While its architecture is easy to understand, HDFS is a complex piece of software that oftentimes seems to work as if by magic. This article discusses the architecture and starts diving into the software stack -- providing a map for someone trying to navigate the source code.

Tom White, the author of Hadoop, The Definitive Guide, is writing a series of posts for Dr Dobb's about Hadoop. The first article has an overview of HDFS and MapReduce as well as an introduction to various other systems in the Hadoop stack like Flume, Pig, Hive, and HBase.

LinkedIn is using Hadoop-based algorithms to customize the UI on their mobile apps, where real estate is limited. Their infrastructure includes Kafka for data ingestion, a Hadoop workflow for building recommendations (which they describe in some detail), and Voldemort for serving the data in real-time.

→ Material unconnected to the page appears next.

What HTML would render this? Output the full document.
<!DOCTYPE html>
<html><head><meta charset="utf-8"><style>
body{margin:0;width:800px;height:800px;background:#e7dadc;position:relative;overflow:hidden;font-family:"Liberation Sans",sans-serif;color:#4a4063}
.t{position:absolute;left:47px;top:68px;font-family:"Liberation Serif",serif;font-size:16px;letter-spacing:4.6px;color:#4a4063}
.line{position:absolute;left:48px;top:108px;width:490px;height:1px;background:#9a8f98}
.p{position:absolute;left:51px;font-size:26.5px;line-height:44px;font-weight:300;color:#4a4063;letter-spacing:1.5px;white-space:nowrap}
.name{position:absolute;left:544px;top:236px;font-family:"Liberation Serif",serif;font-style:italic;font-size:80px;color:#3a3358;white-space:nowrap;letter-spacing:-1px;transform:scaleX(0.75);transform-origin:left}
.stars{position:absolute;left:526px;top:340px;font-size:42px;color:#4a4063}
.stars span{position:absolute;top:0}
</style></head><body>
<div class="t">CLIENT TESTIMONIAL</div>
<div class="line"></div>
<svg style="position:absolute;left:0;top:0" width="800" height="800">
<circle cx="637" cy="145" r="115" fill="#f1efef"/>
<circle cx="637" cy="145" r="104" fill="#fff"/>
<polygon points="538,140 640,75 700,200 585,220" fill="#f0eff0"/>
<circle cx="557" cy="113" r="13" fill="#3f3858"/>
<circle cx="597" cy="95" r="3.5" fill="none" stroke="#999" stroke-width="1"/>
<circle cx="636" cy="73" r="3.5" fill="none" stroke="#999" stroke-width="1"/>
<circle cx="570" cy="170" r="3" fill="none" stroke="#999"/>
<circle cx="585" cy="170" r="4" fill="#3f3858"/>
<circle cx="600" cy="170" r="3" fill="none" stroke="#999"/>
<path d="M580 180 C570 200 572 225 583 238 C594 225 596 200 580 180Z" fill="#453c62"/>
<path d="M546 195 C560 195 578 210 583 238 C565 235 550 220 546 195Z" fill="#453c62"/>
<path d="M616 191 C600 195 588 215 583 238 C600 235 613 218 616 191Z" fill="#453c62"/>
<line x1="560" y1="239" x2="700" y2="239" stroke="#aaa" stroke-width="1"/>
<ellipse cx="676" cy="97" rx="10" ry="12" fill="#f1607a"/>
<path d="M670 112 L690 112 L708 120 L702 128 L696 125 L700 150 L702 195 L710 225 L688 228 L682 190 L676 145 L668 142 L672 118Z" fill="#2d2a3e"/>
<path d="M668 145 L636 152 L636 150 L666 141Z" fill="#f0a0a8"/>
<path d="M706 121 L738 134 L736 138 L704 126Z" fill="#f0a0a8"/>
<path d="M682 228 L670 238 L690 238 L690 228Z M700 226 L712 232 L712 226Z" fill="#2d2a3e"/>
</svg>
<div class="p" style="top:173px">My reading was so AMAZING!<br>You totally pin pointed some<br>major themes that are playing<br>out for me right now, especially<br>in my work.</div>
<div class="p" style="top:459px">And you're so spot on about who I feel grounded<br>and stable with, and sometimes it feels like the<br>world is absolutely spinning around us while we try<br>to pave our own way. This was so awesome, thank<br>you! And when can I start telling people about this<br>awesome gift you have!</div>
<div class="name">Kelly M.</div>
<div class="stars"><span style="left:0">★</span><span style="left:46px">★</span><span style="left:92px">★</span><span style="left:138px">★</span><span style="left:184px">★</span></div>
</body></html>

At the Twitter Seattle Open House, Julien Le Dem presented on Parquet, the new columnar storage format that Twitter is building in collaboration with Cloudera. The slides include a great overview of the use-case, the file format, and some initial benchmarks.


Cloudera HUE provides a web interface to interact with Hadoop to upload and browse data as well as run Hive and MapReduce jobs. In this tutorial, you'll load a dataset from the Yelp challenge into Hive, run some SQL queries on it, and then run a python streaming MapReduce job using MrJob.

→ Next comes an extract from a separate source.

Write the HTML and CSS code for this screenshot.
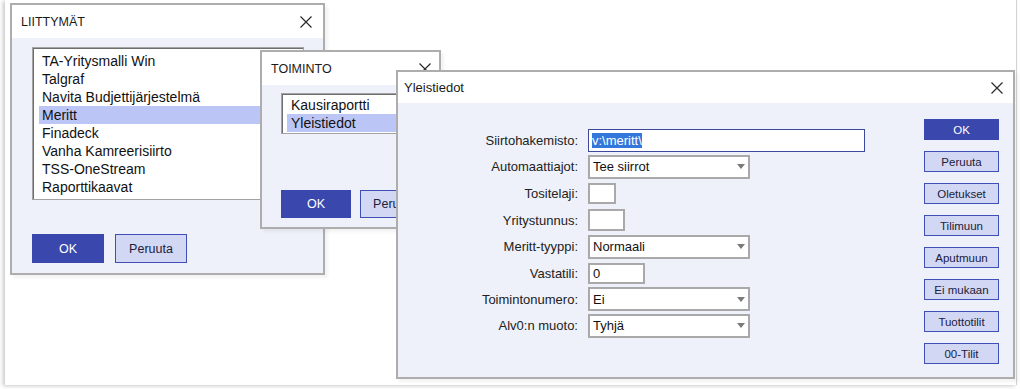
FILE: index.html
```html
<!DOCTYPE html>
<html lang="fi">
<head>
<meta charset="utf-8">
<title>Liittymät</title>
<link rel="stylesheet" href="styles.css">
</head>
<body>
<div class="screen">

  <section class="win win-liit">
    <header class="win-title">
      <span>LIITTYMÄT</span>
      <svg class="close" width="12" height="12" viewBox="0 0 12 12"><path d="M0.5 0.5L11.5 11.5M11.5 0.5L0.5 11.5"/></svg>
    </header>
    <div class="liit-body">
      <ul class="listbox liit-list">
        <li>TA-Yritysmalli Win</li>
        <li>Talgraf</li>
        <li>Navita Budjettijärjestelmä</li>
        <li class="sel">Meritt</li>
        <li>Finadeck</li>
        <li>Vanha Kamreerisiirto</li>
        <li>TSS-OneStream</li>
        <li>Raporttikaavat</li>
      </ul>
      <div class="btn-row liit-btns">
        <button class="btn btn-primary">OK</button>
        <button class="btn">Peruuta</button>
      </div>
    </div>
  </section>

  <section class="win win-toim">
    <header class="win-title">
      <span>TOIMINTO</span>
      <svg class="close" width="12" height="12" viewBox="0 0 12 12"><path d="M0.5 0.5L11.5 11.5M11.5 0.5L0.5 11.5"/></svg>
    </header>
    <div class="toim-body">
      <ul class="listbox toim-list">
        <li>Kausiraportti</li>
        <li class="sel">Yleistiedot</li>
      </ul>
      <div class="btn-row toim-btns">
        <button class="btn btn-primary">OK</button>
        <button class="btn">Peruuta</button>
      </div>
    </div>
  </section>

  <section class="win win-yleis">
    <header class="win-title">
      <span>Yleistiedot</span>
      <svg class="close" width="12" height="12" viewBox="0 0 12 12"><path d="M0.5 0.5L11.5 11.5M11.5 0.5L0.5 11.5"/></svg>
    </header>
    <div class="yleis-body">
      <div class="form">
        <span class="lbl">Siirtohakemisto:</span>
        <div class="box path"><span class="selected">v:\meritt\</span></div>

        <span class="lbl">Automaattiajot:</span>
        <div class="box select"><span>Tee siirrot</span><i class="arrow"></i></div>

        <span class="lbl">Tositelaji:</span>
        <div class="box w-tosite"></div>

        <span class="lbl">Yritystunnus:</span>
        <div class="box w-yritys"></div>

        <span class="lbl">Meritt-tyyppi:</span>
        <div class="box select"><span>Normaali</span><i class="arrow"></i></div>

        <span class="lbl">Vastatili:</span>
        <div class="box w-vasta"><span>0</span></div>

        <span class="lbl">Toimintonumero:</span>
        <div class="box select"><span>Ei</span><i class="arrow"></i></div>

        <span class="lbl">Alv0:n muoto:</span>
        <div class="box select"><span>Tyhjä</span><i class="arrow"></i></div>
      </div>
      <div class="side-btns">
        <button class="btn sbtn btn-primary">OK</button>
        <button class="btn sbtn">Peruuta</button>
        <button class="btn sbtn">Oletukset</button>
        <button class="btn sbtn">Tilimuun</button>
        <button class="btn sbtn">Aputmuun</button>
        <button class="btn sbtn">Ei mukaan</button>
        <button class="btn sbtn">Tuottotilit</button>
        <button class="btn sbtn">00-Tilit</button>
      </div>
    </div>
  </section>

</div>
</body>
</html>
```

FILE: styles.css
```css
* { box-sizing: border-box; }

body {
  margin: 0;
  width: 1020px;
  height: 389px;
  overflow: hidden;
  background: #ffffff;
  font-family: "Liberation Sans", Arial, sans-serif;
  color: #1a1a1a;
}

.screen {
  position: relative;
  margin-left: 5px;
  width: 1012px;
  height: 385px;
  background: #ffffff;
  border-right: 1px solid #d4d4d4;
  box-shadow: -2px 1px 4px rgba(0, 0, 0, 0.22);
}

.win {
  position: absolute;
  display: flex;
  flex-direction: column;
  background: #eef1f9;
  border: 2px solid #adadad;
  box-shadow: 3px 3px 3px rgba(0, 0, 0, 0.05);
}

.win-title {
  flex: none;
  display: flex;
  align-items: center;
  justify-content: space-between;
  background: #ffffff;
  color: #1a1a1a;
}

.close path {
  stroke: #2a2a2a;
  stroke-width: 1.2;
  fill: none;
}

.win-liit { left: 5px; top: 3px; width: 315px; height: 272px; }
.win-liit .win-title { height: 33px; padding: 0 11px 0 9px; font-size: 12.5px; }

.win-toim { left: 255px; top: 50px; width: 181px; height: 179px; }
.win-toim .win-title { height: 33px; padding: 0 8px 0 9px; font-size: 12.5px; }

.win-yleis { left: 391px; top: 70px; width: 619px; height: 309px; }
.win-yleis .win-title { height: 31px; padding: 0 10px 0 6px; font-size: 13px; }

/* list boxes */
.listbox {
  list-style: none;
  margin: 0;
  background: #ffffff;
  border: 1px solid #a3a3a3;
  box-shadow: inset 1px 1px 0 #6e6e6e;
  font-size: 14px;
  line-height: 18px;
  color: #111;
  overflow: hidden;
}
.listbox li { height: 18px; white-space: nowrap; }
.listbox .sel { background: #bcc6f6; }

.liit-body { padding: 9px 0 0 20px; }
.liit-list { width: 272px; height: 153px; padding: 4px 5px 2px 6px; }
.liit-list li { padding-left: 3px; }

.toim-body { padding: 8px 0 0 19px; }
.toim-list { width: 160px; height: 41px; padding: 2px 4px 0 5px; }
.toim-list li { padding-left: 4px; }

/* buttons */
.btn-row { display: flex; }
.btn {
  padding: 0;
  font-family: inherit;
  background: #d2d8f4;
  border: 1px solid #3f4fb5;
  color: #20203a;
}
.btn-primary {
  background: #3a48ae;
  border-color: #3a48ae;
  color: #ffffff;
}

.liit-btns { margin-top: 34px; gap: 11px; }
.liit-btns .btn { width: 72px; height: 29px; font-size: 12.5px; }

.toim-btns { margin-top: 56px; gap: 9px; }
.toim-btns .btn { width: 70px; height: 28px; font-size: 12.5px; }

/* Yleistiedot body */
.yleis-body { display: flex; flex: 1; }

.form {
  display: grid;
  grid-template-columns: 118px 277px;
  grid-template-rows: 26px 27px 27px 26px 27px 26px 26px 27px;
  column-gap: 10px;
  padding: 24px 0 0 62px;
  align-content: start;
}

.lbl {
  align-self: center;
  text-align: right;
  font-size: 13px;
  color: #222;
  white-space: nowrap;
}

.box {
  align-self: center;
  justify-self: start;
  display: flex;
  align-items: center;
  background: #ffffff;
  border: 2px solid #a9a9a9;
  padding-left: 3px;
  font-size: 13px;
  color: #111;
}

.path {
  width: 277px;
  height: 23px;
  border: 1px solid #3d4a9c;
}
.selected {
  background: #3377dd;
  color: #ffffff;
  line-height: 15px;
}

.select {
  width: 162px;
  height: 24px;
  justify-content: space-between;
  padding-right: 3px;
}
.arrow {
  width: 0;
  height: 0;
  border-top: 5px solid #7a7a7a;
  border-left: 4.5px solid transparent;
  border-right: 4.5px solid transparent;
}

.w-tosite { width: 28px; height: 21px; }
.w-yritys { width: 37px; height: 22px; }
.w-vasta { width: 57px; height: 21px; }

.side-btns {
  margin-left: auto;
  display: flex;
  flex-direction: column;
  gap: 11px;
  padding: 16px 14px 0 0;
}
.sbtn { width: 75px; height: 21px; font-size: 11.5px; }
```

Redis is a key-value store that supports various data structures such as lists, sets, strings, and more. This tutorial covers getting data in and out of Redis from MapReduce, including the code for custom input formats, record readers, and output formats.

A tutorial covering running Apache Mahout on HDInsight (HDInsight is the Hadoop Distribution running on Windows Azure). Covers install, setup, and running a Mahout MapReduce job.

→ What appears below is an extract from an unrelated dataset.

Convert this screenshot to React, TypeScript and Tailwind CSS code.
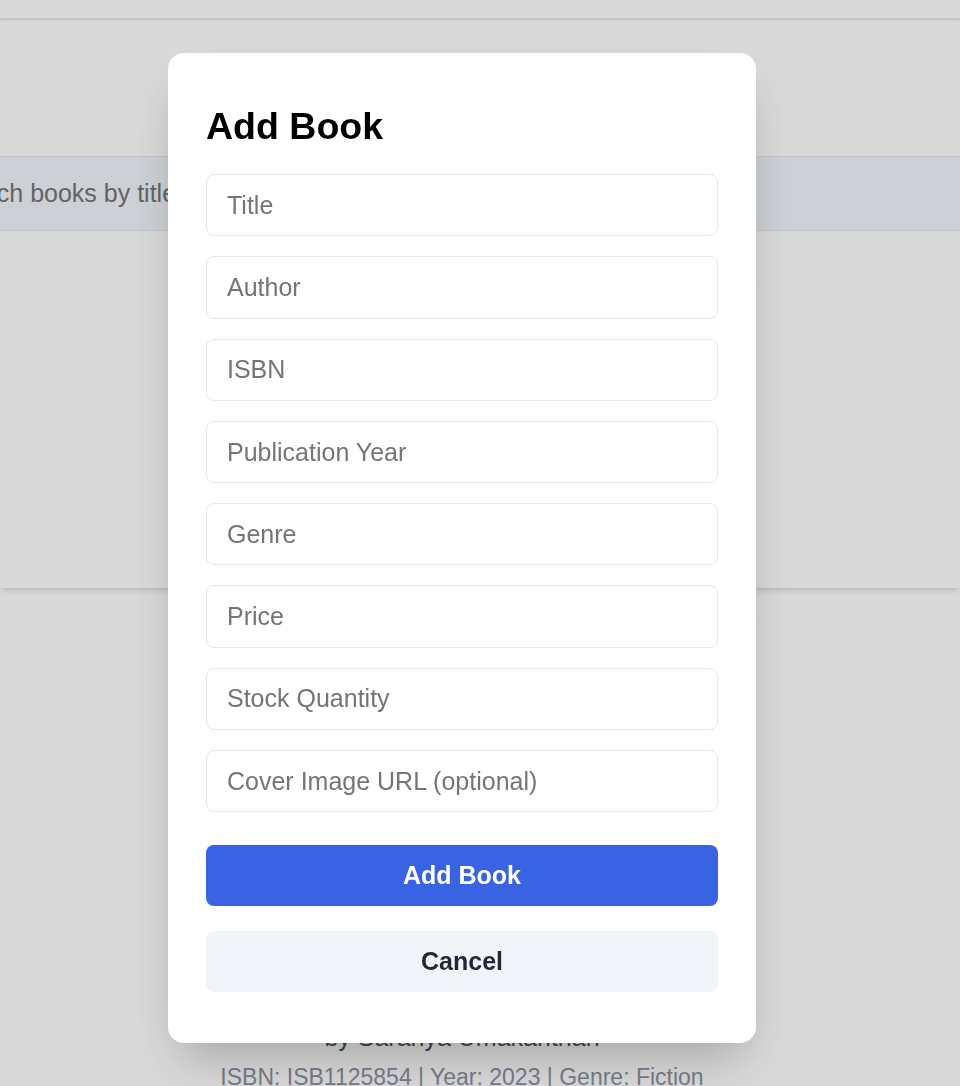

Cloudera Impala 0.7 was released (and a few days later the 0.7.1 release with some critical bug fixes was announced). Version 0.7.1 has a bunch of new features, including support for the Parquet columnar file format and avro, plus distributed aggregations and top-n computations. This release supports CDH4.1 and 4.2 as well as a number of different linux distributions.

Apache MRUnit, the MapReduce unit-testing library reached version 1.0.0. It supports both hadoop 1 and hadoop 2.

Last week, Amazon announced support for Elastic MapReduce on their GovCloud service.

UC Berkeley's AMPLab, the same lab that develops Spark, has announced the Tachyon Project. Tachyon is a distributed file system that can cache some datasets in memory, but it checkpoints data to an underlying file system (it currently supports HDFS or a single node local file system).


Curated by Mortar Data (

Monday, April 22 Cloudera Sessions (Toronto, Canada)

Tuesday, April 23 Natural Language Processing and Big Data (Washington, DC)

Wednesday, April 24 Big Data @ Yelp -- taming the reviews & recommendations (San Jose, CA)

Thursday, April 25 Data in the Big City (New York, NY)

Thursday, April 25 Power in Numbers: Growing Atlanta's Data Science Talent (Atlanta. Georgia)

Thursday, April 25 Bigvis: visualising 100,000,000 observations in R with Hadley Wickham (New York, NY)

Saturday, April 27 Map Reduce Programming - Deep Dive (Santa Clara, CA)